Similarly, time spent learning new training methodologies, improving your presentation skills, or staying current with industry trends represents an investment in your business capability even if it doesn't show on your profit and loss statement. Successful training providers recognise this time as essential business development rather than viewing it as unproductive. 

Managing Hidden Costs Effectively 

Understanding these hidden costs of running a training business allows you to price services appropriately and maintain healthy profit margins. Many new providers undercharge initially because they calculate fees based only on obvious costs, then discover their margins disappear once all expenses are accounted for. 

Consider tracking your time and expenses meticulously during your first year in business. This data reveals your actual costs and helps you identify areas where expenses exceed expectations. Use this information to adjust your pricing, streamline operations, or decide which services generate sufficient profit to justify continuing. 

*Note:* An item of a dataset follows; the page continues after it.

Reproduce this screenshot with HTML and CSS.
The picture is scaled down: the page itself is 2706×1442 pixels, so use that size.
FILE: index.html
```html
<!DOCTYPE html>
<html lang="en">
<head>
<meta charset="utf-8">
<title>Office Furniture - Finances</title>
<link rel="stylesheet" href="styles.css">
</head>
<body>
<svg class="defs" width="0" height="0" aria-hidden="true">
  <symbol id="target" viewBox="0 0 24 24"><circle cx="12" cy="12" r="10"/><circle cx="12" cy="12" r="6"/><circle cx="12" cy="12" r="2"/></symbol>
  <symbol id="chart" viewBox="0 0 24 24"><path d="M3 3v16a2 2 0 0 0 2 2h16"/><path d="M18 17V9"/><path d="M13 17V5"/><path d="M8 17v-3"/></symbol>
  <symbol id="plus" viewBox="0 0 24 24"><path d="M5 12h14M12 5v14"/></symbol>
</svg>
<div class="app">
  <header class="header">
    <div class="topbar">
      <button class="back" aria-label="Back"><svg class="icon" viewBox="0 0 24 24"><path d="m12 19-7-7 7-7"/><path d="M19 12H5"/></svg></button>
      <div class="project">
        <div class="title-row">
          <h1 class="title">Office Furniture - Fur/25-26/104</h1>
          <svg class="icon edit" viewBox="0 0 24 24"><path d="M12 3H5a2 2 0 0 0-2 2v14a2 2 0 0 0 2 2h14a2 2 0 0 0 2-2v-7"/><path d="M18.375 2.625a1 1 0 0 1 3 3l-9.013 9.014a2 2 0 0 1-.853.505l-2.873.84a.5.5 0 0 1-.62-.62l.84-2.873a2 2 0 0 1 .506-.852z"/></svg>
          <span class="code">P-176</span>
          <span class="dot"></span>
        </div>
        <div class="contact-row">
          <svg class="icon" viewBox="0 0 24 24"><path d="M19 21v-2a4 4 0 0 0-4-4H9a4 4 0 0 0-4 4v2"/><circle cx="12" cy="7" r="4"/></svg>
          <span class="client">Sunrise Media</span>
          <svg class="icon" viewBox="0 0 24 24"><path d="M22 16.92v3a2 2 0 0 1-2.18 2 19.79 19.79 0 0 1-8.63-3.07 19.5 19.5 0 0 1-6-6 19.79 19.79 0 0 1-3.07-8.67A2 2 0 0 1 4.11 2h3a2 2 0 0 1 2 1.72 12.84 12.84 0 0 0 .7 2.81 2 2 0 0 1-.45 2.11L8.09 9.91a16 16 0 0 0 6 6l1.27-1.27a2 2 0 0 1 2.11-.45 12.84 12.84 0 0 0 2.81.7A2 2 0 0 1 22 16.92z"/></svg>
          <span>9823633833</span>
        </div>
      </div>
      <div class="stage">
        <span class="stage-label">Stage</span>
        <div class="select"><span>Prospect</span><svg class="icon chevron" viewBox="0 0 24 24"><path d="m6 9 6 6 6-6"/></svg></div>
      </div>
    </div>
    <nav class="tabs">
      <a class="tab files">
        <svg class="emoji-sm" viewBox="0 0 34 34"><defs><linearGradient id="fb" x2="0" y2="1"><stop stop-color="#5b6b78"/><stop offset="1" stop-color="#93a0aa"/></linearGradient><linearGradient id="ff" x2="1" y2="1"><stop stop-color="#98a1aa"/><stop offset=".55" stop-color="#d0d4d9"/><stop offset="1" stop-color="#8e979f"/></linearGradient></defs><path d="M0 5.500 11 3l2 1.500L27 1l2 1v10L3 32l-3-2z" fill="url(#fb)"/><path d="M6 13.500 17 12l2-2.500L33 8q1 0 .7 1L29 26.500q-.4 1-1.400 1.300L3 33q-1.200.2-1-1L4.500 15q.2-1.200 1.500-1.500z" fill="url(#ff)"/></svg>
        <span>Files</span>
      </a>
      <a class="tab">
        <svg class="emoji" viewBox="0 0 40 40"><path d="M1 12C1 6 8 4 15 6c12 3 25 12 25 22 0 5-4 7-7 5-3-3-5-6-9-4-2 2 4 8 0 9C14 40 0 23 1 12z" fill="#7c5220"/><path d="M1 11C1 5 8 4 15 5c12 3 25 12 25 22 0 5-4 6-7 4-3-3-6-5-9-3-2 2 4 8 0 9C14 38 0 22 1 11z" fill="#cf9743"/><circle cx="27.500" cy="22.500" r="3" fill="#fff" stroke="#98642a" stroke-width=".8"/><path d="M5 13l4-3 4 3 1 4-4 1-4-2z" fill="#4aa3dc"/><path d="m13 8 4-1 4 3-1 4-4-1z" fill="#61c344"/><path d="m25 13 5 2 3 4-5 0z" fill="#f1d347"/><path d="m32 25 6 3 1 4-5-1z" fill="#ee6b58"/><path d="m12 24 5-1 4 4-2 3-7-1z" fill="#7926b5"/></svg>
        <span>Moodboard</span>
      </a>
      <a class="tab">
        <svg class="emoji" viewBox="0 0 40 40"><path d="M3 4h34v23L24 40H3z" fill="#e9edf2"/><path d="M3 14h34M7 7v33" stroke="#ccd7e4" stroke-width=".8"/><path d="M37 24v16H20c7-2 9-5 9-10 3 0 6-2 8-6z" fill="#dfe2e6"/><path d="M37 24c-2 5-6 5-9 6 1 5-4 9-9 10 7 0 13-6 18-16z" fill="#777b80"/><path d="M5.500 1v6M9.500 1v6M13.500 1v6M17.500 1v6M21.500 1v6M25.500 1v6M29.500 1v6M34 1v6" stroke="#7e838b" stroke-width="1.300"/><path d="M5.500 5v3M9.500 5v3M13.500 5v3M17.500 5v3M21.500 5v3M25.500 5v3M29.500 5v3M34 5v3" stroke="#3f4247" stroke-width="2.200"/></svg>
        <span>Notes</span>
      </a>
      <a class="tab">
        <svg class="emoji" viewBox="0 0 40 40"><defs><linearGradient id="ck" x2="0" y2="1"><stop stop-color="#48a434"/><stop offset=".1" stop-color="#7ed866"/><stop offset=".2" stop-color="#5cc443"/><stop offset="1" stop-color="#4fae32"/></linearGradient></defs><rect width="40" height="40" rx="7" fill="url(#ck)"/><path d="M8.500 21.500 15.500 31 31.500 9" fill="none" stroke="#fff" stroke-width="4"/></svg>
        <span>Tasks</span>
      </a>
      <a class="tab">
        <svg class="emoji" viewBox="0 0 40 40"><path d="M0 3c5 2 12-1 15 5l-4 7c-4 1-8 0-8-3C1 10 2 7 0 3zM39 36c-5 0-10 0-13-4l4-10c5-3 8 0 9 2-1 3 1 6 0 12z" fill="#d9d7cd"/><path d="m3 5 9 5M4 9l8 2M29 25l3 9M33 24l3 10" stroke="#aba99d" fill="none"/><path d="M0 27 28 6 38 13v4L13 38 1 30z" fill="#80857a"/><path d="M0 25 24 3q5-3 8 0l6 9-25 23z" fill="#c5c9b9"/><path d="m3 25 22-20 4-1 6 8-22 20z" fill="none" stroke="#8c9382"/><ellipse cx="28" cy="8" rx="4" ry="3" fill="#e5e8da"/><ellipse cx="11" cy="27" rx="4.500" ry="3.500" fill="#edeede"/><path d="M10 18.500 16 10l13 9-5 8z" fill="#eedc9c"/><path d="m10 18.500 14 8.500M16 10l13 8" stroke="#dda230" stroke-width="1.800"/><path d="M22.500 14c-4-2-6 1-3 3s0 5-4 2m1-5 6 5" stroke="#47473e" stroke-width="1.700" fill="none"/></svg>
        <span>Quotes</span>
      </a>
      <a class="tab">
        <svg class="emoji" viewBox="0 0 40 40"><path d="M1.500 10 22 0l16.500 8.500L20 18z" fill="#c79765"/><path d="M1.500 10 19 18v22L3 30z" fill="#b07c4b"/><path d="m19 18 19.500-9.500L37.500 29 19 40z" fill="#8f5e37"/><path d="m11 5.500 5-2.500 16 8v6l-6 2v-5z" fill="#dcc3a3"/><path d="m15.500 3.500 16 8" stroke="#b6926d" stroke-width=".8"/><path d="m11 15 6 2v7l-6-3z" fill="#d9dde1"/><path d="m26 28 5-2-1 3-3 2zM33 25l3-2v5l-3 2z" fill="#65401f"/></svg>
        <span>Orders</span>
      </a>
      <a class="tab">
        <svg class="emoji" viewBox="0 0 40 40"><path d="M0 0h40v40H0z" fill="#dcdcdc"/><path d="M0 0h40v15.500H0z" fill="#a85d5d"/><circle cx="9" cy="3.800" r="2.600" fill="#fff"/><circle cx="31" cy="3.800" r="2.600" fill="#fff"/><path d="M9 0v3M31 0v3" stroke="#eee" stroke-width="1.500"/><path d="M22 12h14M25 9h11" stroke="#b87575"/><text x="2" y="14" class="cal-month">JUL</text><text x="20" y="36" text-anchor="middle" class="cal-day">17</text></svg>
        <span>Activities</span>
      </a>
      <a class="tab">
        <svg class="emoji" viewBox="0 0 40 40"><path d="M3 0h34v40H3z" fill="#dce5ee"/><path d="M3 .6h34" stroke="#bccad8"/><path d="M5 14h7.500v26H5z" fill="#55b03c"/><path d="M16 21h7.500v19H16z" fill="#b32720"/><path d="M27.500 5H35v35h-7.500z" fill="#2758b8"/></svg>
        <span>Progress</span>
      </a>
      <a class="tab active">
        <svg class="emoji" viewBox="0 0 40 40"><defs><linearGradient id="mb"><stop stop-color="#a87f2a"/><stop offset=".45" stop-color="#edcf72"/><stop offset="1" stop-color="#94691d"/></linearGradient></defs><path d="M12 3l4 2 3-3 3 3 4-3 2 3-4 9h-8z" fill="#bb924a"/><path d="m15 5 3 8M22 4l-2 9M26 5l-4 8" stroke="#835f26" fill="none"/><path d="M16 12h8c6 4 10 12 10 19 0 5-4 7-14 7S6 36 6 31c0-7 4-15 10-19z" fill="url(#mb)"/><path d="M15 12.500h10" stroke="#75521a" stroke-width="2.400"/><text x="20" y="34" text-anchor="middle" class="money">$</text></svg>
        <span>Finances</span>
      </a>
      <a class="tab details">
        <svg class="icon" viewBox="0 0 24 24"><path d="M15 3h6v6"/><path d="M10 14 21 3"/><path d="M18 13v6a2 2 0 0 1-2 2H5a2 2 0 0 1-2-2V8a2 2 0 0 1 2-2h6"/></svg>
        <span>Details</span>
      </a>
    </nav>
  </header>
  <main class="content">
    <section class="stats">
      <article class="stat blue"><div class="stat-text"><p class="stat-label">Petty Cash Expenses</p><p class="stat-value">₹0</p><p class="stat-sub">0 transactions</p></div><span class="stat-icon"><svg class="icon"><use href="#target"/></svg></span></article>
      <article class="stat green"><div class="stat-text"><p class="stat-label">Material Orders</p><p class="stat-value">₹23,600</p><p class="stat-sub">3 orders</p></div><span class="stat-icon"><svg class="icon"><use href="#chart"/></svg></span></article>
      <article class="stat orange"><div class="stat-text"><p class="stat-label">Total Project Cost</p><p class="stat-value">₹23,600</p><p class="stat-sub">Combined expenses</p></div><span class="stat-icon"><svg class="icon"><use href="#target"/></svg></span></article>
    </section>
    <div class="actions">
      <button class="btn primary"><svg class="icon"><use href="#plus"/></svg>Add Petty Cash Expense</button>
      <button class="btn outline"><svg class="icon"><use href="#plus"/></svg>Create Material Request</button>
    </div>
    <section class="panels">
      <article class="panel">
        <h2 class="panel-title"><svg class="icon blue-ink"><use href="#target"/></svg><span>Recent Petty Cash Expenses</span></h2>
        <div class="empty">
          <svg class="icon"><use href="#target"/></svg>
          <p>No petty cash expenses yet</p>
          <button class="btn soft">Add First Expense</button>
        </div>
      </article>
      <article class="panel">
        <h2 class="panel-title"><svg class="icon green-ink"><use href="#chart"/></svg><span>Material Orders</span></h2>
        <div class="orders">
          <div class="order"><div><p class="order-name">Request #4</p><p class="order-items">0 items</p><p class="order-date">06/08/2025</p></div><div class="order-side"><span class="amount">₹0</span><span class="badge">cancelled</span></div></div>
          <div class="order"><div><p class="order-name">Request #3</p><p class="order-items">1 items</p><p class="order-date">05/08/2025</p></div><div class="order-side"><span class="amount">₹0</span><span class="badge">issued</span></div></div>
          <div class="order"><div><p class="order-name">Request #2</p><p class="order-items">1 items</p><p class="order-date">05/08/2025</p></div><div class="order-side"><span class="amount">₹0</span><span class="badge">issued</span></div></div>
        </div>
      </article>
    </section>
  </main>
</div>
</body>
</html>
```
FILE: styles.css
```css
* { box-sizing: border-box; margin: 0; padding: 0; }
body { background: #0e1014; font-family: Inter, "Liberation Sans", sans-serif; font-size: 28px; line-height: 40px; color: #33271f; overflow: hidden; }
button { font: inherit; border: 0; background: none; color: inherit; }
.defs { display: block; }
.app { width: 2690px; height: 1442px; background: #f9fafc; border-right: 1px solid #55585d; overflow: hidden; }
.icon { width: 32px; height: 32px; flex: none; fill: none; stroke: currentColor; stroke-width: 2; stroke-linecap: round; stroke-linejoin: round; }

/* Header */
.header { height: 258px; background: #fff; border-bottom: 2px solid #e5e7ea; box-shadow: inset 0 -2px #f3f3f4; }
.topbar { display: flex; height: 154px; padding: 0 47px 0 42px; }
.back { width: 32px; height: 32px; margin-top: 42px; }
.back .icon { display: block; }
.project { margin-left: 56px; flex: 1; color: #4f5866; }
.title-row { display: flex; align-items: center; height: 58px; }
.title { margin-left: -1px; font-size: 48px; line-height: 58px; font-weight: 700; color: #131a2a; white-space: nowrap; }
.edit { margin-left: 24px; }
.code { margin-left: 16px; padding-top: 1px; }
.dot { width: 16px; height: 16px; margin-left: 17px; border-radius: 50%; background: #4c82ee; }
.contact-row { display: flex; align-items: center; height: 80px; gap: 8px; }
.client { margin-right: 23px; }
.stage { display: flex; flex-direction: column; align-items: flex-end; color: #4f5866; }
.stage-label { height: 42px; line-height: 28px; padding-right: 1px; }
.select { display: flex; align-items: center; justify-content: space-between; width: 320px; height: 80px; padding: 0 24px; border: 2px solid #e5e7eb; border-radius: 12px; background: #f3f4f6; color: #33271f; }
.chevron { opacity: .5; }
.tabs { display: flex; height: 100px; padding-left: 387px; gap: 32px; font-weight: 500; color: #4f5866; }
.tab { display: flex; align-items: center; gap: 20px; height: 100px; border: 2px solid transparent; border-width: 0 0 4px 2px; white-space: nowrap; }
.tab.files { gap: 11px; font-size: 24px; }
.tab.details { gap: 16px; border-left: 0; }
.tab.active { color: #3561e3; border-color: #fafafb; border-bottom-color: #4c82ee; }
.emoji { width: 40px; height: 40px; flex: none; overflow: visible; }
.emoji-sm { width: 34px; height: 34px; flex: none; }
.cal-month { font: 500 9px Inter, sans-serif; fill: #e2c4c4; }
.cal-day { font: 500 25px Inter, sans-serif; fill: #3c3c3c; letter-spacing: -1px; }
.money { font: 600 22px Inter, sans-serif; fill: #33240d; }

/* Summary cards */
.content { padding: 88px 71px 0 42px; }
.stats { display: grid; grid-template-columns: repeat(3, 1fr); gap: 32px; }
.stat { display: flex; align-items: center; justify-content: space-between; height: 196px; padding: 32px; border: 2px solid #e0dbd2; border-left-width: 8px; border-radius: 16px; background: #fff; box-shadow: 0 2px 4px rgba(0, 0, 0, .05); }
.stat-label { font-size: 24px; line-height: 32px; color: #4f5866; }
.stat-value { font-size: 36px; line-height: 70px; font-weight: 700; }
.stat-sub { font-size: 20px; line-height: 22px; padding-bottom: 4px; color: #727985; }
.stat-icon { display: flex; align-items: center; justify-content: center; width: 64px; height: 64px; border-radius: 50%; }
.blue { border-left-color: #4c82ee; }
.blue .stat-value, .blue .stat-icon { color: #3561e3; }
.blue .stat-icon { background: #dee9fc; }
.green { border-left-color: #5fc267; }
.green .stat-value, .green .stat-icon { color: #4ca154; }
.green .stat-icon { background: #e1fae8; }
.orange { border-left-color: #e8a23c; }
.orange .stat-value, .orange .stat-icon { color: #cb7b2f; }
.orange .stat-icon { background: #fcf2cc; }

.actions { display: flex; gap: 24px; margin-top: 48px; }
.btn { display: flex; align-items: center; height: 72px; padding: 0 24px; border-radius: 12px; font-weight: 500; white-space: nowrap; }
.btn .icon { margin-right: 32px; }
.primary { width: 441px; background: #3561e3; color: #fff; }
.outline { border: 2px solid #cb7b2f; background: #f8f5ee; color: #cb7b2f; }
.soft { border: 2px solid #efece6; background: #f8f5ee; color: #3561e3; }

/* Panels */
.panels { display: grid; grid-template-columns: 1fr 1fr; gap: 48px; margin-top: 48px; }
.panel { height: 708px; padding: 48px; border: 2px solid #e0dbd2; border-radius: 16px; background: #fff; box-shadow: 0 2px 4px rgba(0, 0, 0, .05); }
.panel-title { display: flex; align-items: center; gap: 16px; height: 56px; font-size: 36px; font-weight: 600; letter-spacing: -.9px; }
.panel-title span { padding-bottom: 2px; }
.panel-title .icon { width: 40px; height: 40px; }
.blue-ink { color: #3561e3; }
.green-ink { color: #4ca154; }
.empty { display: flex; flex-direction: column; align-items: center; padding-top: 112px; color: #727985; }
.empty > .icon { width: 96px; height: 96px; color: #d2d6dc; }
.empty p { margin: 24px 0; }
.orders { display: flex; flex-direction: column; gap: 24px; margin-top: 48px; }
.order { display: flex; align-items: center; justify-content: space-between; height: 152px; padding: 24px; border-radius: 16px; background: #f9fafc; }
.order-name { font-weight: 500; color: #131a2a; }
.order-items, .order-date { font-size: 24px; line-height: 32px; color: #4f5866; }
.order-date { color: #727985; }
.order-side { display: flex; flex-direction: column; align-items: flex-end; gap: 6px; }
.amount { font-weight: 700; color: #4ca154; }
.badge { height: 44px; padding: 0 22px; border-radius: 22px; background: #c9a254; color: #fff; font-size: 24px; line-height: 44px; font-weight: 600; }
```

Building contingency into your budget helps manage unexpected expenses without threatening your business viability. Many financial advisers suggest maintaining operating reserves equivalent to three to six months of business expenses, though achieving this takes time for new businesses. 

Remember that hidden costs often scale with business growth. As you take on more clients, your insurance needs may increase, technology costs rise, and administrative demands grow. Planning for these increases helps you scale sustainably rather than discovering that growth actually reduces your profitability through unchecked cost increases. 

Starting and running a training business can be highly rewarding, but success requires understanding and managing the full spectrum of costs involved. By recognising hidden costs early and planning for them appropriately, you can build a training business with sustainable economics and realistic growth expectations.